The crucial thing in automating synchronization is handling errors and conflicts. The script should be robust to not crash or cause damage on errors or conflicts. Below is a script for Linux systems which tries to meet those requirements:

#!/bin/sh
# Script to automatically synchronize Mercurial repositories.
# Copyright 2009 by Oben Sonne. Licensed as GPLv3. Use at your own risk.

#--------------------------------------------------------------------------
# init
#--------------------------------------------------------------------------

REPO=$1
[ -n "$REPO" ] || { echo "need a repo dir"; exit 1; }
HG="hg -R $REPO"
$HG id > /dev/null 2>&1 || { echo "no hg repository at $REPO"; exit 1; }

export HGMERGE=false

#--------------------------------------------------------------------------
# configuration (change for your needs)
#--------------------------------------------------------------------------

LOG="/var/tmp/hgsync.`basename "$REPO"`.log"
#LOG=/dev/stdout
INTERVAL=600 # sync every 10 minutes
AUTO_ADDREMOVE=1 # automatically track/untrack new/deleted files?

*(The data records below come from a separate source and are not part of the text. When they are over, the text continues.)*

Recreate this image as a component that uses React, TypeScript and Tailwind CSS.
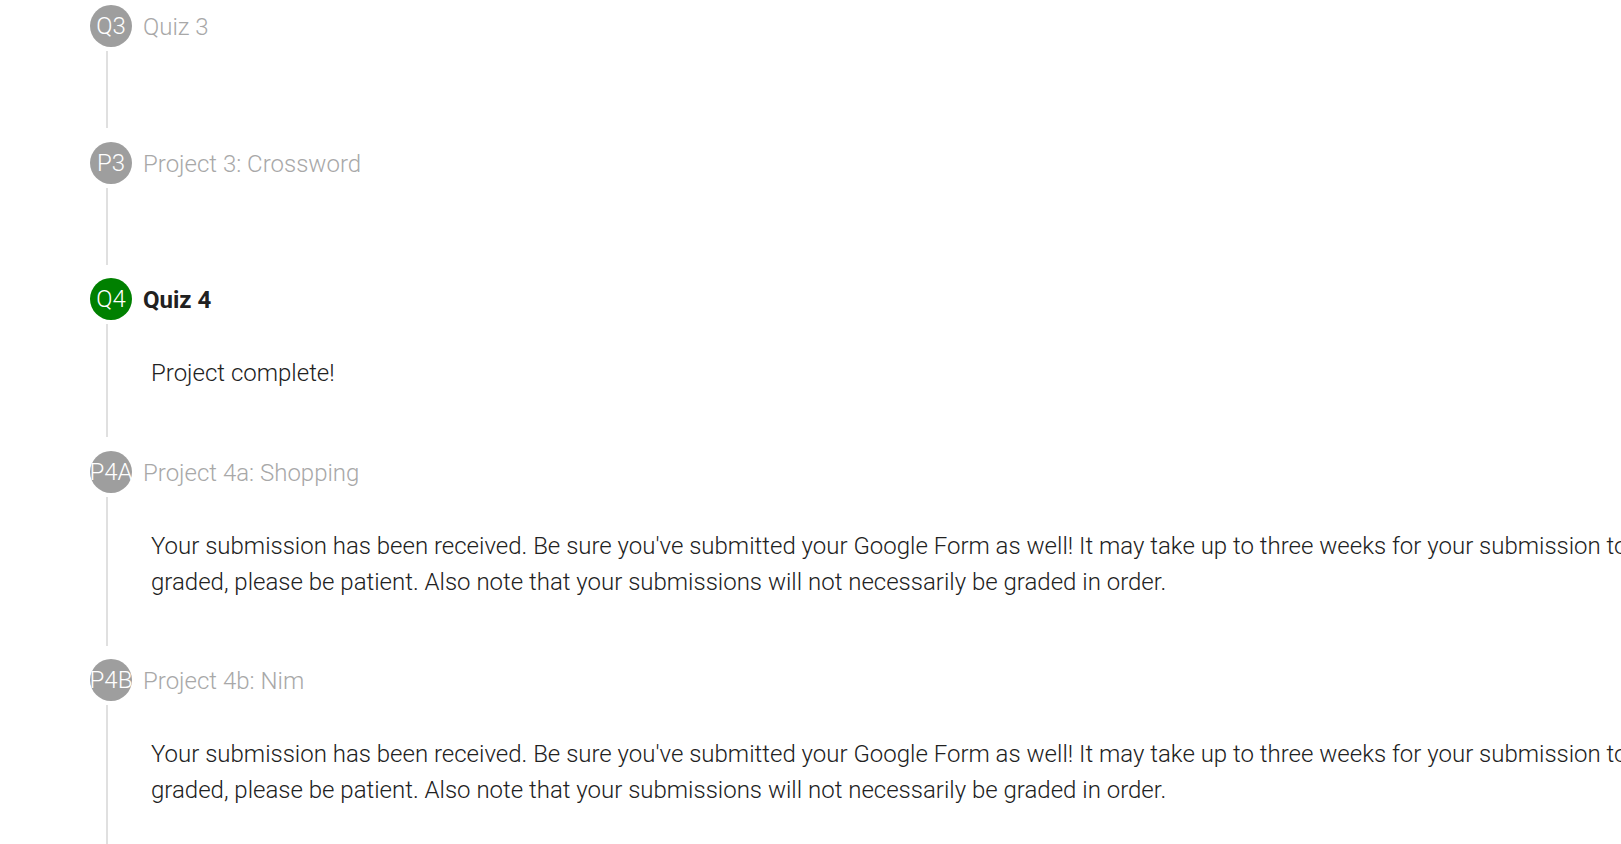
import React from "react";

type Step = {
  code: string;
  label: string;
  active?: boolean;
  body?: string;
  last?: boolean;
};

const SUBMITTED =
  "Your submission has been received. Be sure you've submitted your Google Form as well! It may take up to three weeks for your submission to be graded, please be patient. Also note that your submissions will not necessarily be graded in order.";

const steps: Step[] = [
  { code: "Q3", label: "Quiz 3" },
  { code: "P3", label: "Project 3: Crossword" },
  { code: "Q4", label: "Quiz 4", active: true, body: "Project complete!" },
  { code: "P4A", label: "Project 4a: Shopping", body: SUBMITTED },
  { code: "P4B", label: "Project 4b: Nim", body: SUBMITTED, last: true },
];

function StepRow({ step }: { step: Step }) {
  return (
    <div className="flex flex-col">
      <div className="flex items-center h-[42px]">
        <div
          className={
            step.active
              ? "w-[42px] h-[42px] rounded-full bg-[#008000] flex items-center justify-center shrink-0 text-white text-[24px] font-light leading-none whitespace-nowrap"
              : "w-[42px] h-[42px] rounded-full bg-[#9e9e9e] flex items-center justify-center shrink-0 text-white text-[24px] font-light leading-none whitespace-nowrap"
          }
        >
          {step.code}
        </div>
        <div
          className={
            step.active
              ? "ml-[11px] mt-[2px] text-[24px] font-bold text-[#212121] whitespace-nowrap"
              : "ml-[11px] mt-[2px] text-[24px] font-light text-[#a8a8a8] whitespace-nowrap"
          }
        >
          {step.label}
        </div>
      </div>
      <div
        className={
          step.last
            ? "mt-[4px] ml-[16px] border-l-2 border-[#e0e0e0] pl-[43px] pt-[31px] pb-[60px]"
            : "mt-[4px] mb-[13.5px] ml-[16px] border-l-2 border-[#e0e0e0] pl-[43px] pt-[31px] pb-[46px]"
        }
      >
        {step.body ? (
          <p className="w-[1550px] text-[24px] leading-[36px] font-light text-[#212121]">
            {step.body}
          </p>
        ) : null}
      </div>
    </div>
  );
}

export default function App() {
  return (
    <div
      className="w-screen h-[844px] overflow-hidden bg-white"
      style={{ fontFamily: "Roboto, 'Noto Sans', sans-serif" }}
    >
      <div className="pl-[90px] pt-[5px] flex flex-col">
        {steps.map((s) => (
          <StepRow key={s.code} step={s} />
        ))}
      </div>
    </div>
  );
}
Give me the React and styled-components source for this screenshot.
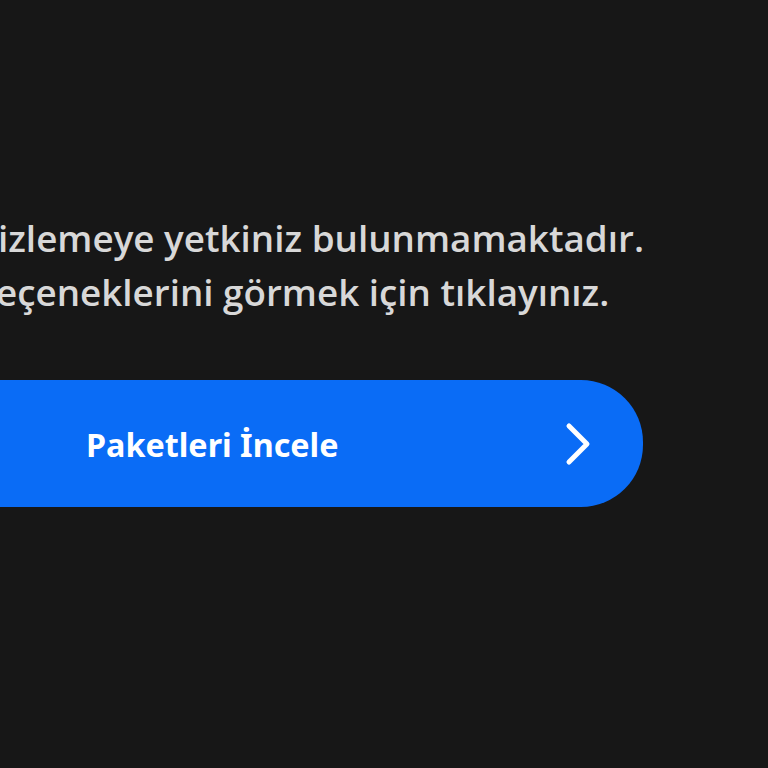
import React from 'react';
import styled, { createGlobalStyle } from 'styled-components';

const GlobalStyle = createGlobalStyle`
	html, body {
		margin: 0;
		padding: 0;
		background: #171717;
		overflow: hidden;
	}
	#root {
		min-height: 768px;
	}
`;

const Page = styled.div`
	width: 768px;
	height: 768px;
	padding-top: 211px;
	box-sizing: border-box;
	overflow: hidden;
	font-family: "Open Sans", "Noto Sans", sans-serif;
`;

const Message = styled.div`
	display: flex;
	flex-direction: column;
	color: #d8d8d8;
	font-size: 36.8px;
	font-weight: 600;
	line-height: 54px;
	white-space: nowrap;
`;

const Line = styled.span`
	margin-left: ${p => p.$shift || 0}px;
`;

const Button = styled.button`
	margin-top: 61px;
	width: 643px;
	height: 127px;
	display: flex;
	align-items: center;
	justify-content: space-between;
	padding: 0 50px 0 86px;
	box-sizing: border-box;
	border: none;
	border-radius: 0 62px 62px 0;
	background: #0a6cf6;
	color: #fff;
	font-family: "Noto Sans", "Open Sans", sans-serif;
	font-size: 32.3px;
	font-weight: 700;
	cursor: pointer;
`;

const Chevron = () => (
	<svg width="30" height="44" viewBox="0 0 30 44" fill="none">
		<path d="M6 4 L24 22 L6 40" stroke="#fff" strokeWidth="5" strokeLinecap="round" strokeLinejoin="round" />
	</svg>
);

function App() {
	return (
		<Page>
			<GlobalStyle />
			<Message>
				<Line $shift={-2}>izlemeye yetkiniz bulunmamaktadır.</Line>
				<Line $shift={-4}>eçeneklerini görmek için tıklayınız.</Line>
			</Message>
			<Button>
				<span>Paketleri İncele</span>
				<Chevron />
			</Button>
		</Page>
	);
}

export default App;
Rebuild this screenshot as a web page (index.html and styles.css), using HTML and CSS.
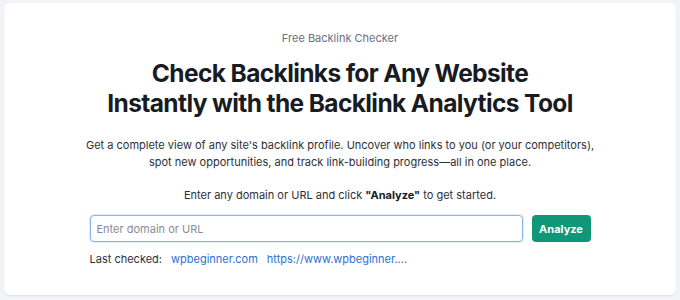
FILE: index.html
```html
<!DOCTYPE html>
<html lang="en">
<head>
    <meta charset="UTF-8">
    <meta name="viewport" content="width=device-width, initial-scale=1.0">
    <title>Free Backlink Checker</title>
    <link rel="stylesheet" href="styles.css">
</head>
<body>
    <div class="card">
        <p class="eyebrow">Free Backlink Checker</p>
        <h1 class="title">Check Backlinks for Any Website<br>Instantly with the Backlink Analytics Tool</h1>
        <p class="lead">Get a complete view of any site's backlink profile. Uncover who links to you (or your competitors),<br>spot new opportunities, and track link-building progress—all in one place.</p>
        <p class="hint">Enter any domain or URL and click <b>"Analyze"</b> to get started.</p>

        <form class="search" onsubmit="return false">
            <input type="text" class="search-input" placeholder="Enter domain or URL">
            <button type="submit" class="search-btn">Analyze</button>
        </form>

        <div class="recent">
            <span class="recent-label">Last checked:</span>
            <a href="#">wpbeginner.com</a>
            <a href="#">https://www.wpbeginner....</a>
        </div>
    </div>
</body>
</html>
```

FILE: styles.css
```css
/* page */
body {
    margin: 0;
    padding: 3px 4px 5px 4px;
    background-color: #f3f4f8;
    font-family: Inter, 'Noto Sans', sans-serif;
    color: #1f2128;
}

/* white card */
.card {
    background-color: #fff;
    border-radius: 6px;
    box-shadow: 0 1px 2px rgba(0,0,0,0.08);
    height: 292px;
    box-sizing: border-box;
    padding-top: 28px;
    text-align: center;
}

.eyebrow {
    margin: 0;
    font-size: 11px;
    line-height: 14px;
    color: #6c6e79;
}

.title {
    margin: 13px 0 0;
    font-size: 24.5px;
    line-height: 30px;
    font-weight: 700;
    letter-spacing: -0.025em;
    color: #191b23;
}

.lead {
    margin: 19px 0 0;
    font-size: 11px;
    line-height: 17px;
    color: #2e3038;
}

.hint {
    margin: 16px 0 0;
    font-size: 11px;
    line-height: 17px;
    color: #2e3038;
}
.hint b { color: #191b23; }

/* search form */
.search {
    display: flex;
    gap: 9px;
    width: 501px;
    margin: 11px auto 0;
}

.search-input {
    flex: 1;
    height: 27px;
    box-sizing: border-box;
    border: 1.5px solid #8bb3f2;
    border-radius: 4px;
    padding: 0 6px;
    font-family: inherit;
    font-size: 11px;
    color: #1f2128;
    outline: none;
    box-shadow: 0 0 0 1px rgba(139,179,242,0.25);
}
.search-input::placeholder { color: #8a8c96; }

.search-btn {
    width: 59px;
    height: 27px;
    border: none;
    border-radius: 4px;
    background-color: #0f9777;
    color: #fff;
    font-family: inherit;
    font-size: 11px;
    font-weight: 700;
    cursor: pointer;
}
.search-btn:hover { background-color: #0b7f63; }

/* recently checked */
.recent {
    display: flex;
    gap: 9px;
    width: 501px;
    margin: 9px auto 0;
    font-size: 11px;
    line-height: 16px;
    color: #2e3038;
}
.recent a {
    color: #2e6fd3;
    text-decoration: none;
}
```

#--------------------------------------------------------------------------
# helper functions
#--------------------------------------------------------------------------

log() {
    echo "`date +%Y-%m-%d-%H-%M`: $1" >> $LOG
}

check() {
    while [ "`$HG id -r tip`" != "`$HG id -r .`" ] ; do
        log "not at tip (please check and fix manually)"
        sleep $INTERVAL
    done
    while [ -n "`$HG resolve -l`" ] ; do
        log "unresolved merge conflict (please check and fix manually)"
        sleep $INTERVAL
    done
}

addremove() {
    if [ $AUTO_ADDREMOVE -eq 1 ] ; then
        while ! ($HG addremove >> $LOG 2>&1) ; do
            log "addremove failed (please check and fix manually)"
            sleep $INTERVAL
        done
    fi
}

commit() {
    MSG=$1
    FORCE="$2"
    CHANGE="`$HG st --modified --added --removed`"
    if (test -n "$FORCE" || test -n "$CHANGE") ; then
        log "commit local changes"
        while ! ($HG ci -m "$MSG" >> $LOG 2>&1) ; do
            log "commit failed (please check and fix manually)"
            sleep $INTERVAL
        done
    fi
}

pull() {
    if ($HG incoming > /dev/null 2>&1) ; then
        log "pull remote changes"
        while ! ($HG pull -u >> $LOG 2>&1) ; do
            log "pull failed (please check and fix manually)"
        done
        HEADS=`$HG heads --template "{rev}\\n" | wc -l`
        if [ $HEADS -gt 1 ] ; then
            log "merge remote changes"
            if ($HG merge >> $LOG 2>&1) ; then
                commit "auto merge" "force"
            else
                log "merge failed (please resolve manually)"
                while [ -n "`$HG resolve -l | grep "^U "`" ] ; do
                    sleep $INTERVAL
                done
                commit "manual merge" "force"
            fi
        fi
    fi
}

push() {
    if ($HG outgoing > /dev/null 2>&1) ; then
        log "push local changes"
        while ! ($HG push >> $LOG 2>&1) ; do
            log "push failed (please check and fix manually)"
            sleep $INTERVAL
        done
    fi
}

#--------------------------------------------------------------------------
# sync loop
#--------------------------------------------------------------------------

log "start sync loop"

while (true) ; do
    check # some initial checks
    addremove
    commit "auto update" # commit local changes
    pull # pull and merge remote changes
    push # push local commits
    sleep $INTERVAL # sleep
done

Put it into a file, e.g. hgsync.sh, and run it with the repository to sync as first argument:

$ sh hgsync.sh /path/to/repo

The log output goes into /var/tmp/hgsync.repo.log. Ideally this script gets started at some point in a work station's startup process.

Handling errors and conflicts

The general approach of this script to cope with errors and synchronization conflicts is to log the failing opration's output (so you know what's wrong and how to fix it) and to repeatedly try to proceed until the problem has been fixed or the conflict has been resolved manually.

Conflicts

Concerning synchronization (a.k.a. merge) conflicts, this script works flawlessly as long as there are no changes in parallel at the different work stations. But even if there are changes in parallel, Mercurial merges them in most cases without user interaction. Only in rare situations Mercurial cannot merge automatically. However, such a conflict is not a big problem. The script continues to run, but it simply does nothing as long as the merge conflict has not been resolved manually. Running hg resolve in the repository fixes this situation and the script continues.

Errors

Similar to merge conflicts, when other problems occur, the script simply stays at its current step and waits until the problem gets fixed manually. Once fixed the script continues its work.

Murphy's law

Though this script has been written to be robust it still may fail, perhaps on a semantic level, e.g. it automatically merges changes to nonsense. Anyway, as we are using a version control system for synchronization the history of all changes is available and synchronization errors can always be fixed later.

Notify conflicts

Merge conflicts get logged but until you notice something is wrong, days may pass. Better would be some kind of visual or audio notice. Feel free to adjust that script to call zenity, kdialog, beep or whatever tool you think is reasonable for that task.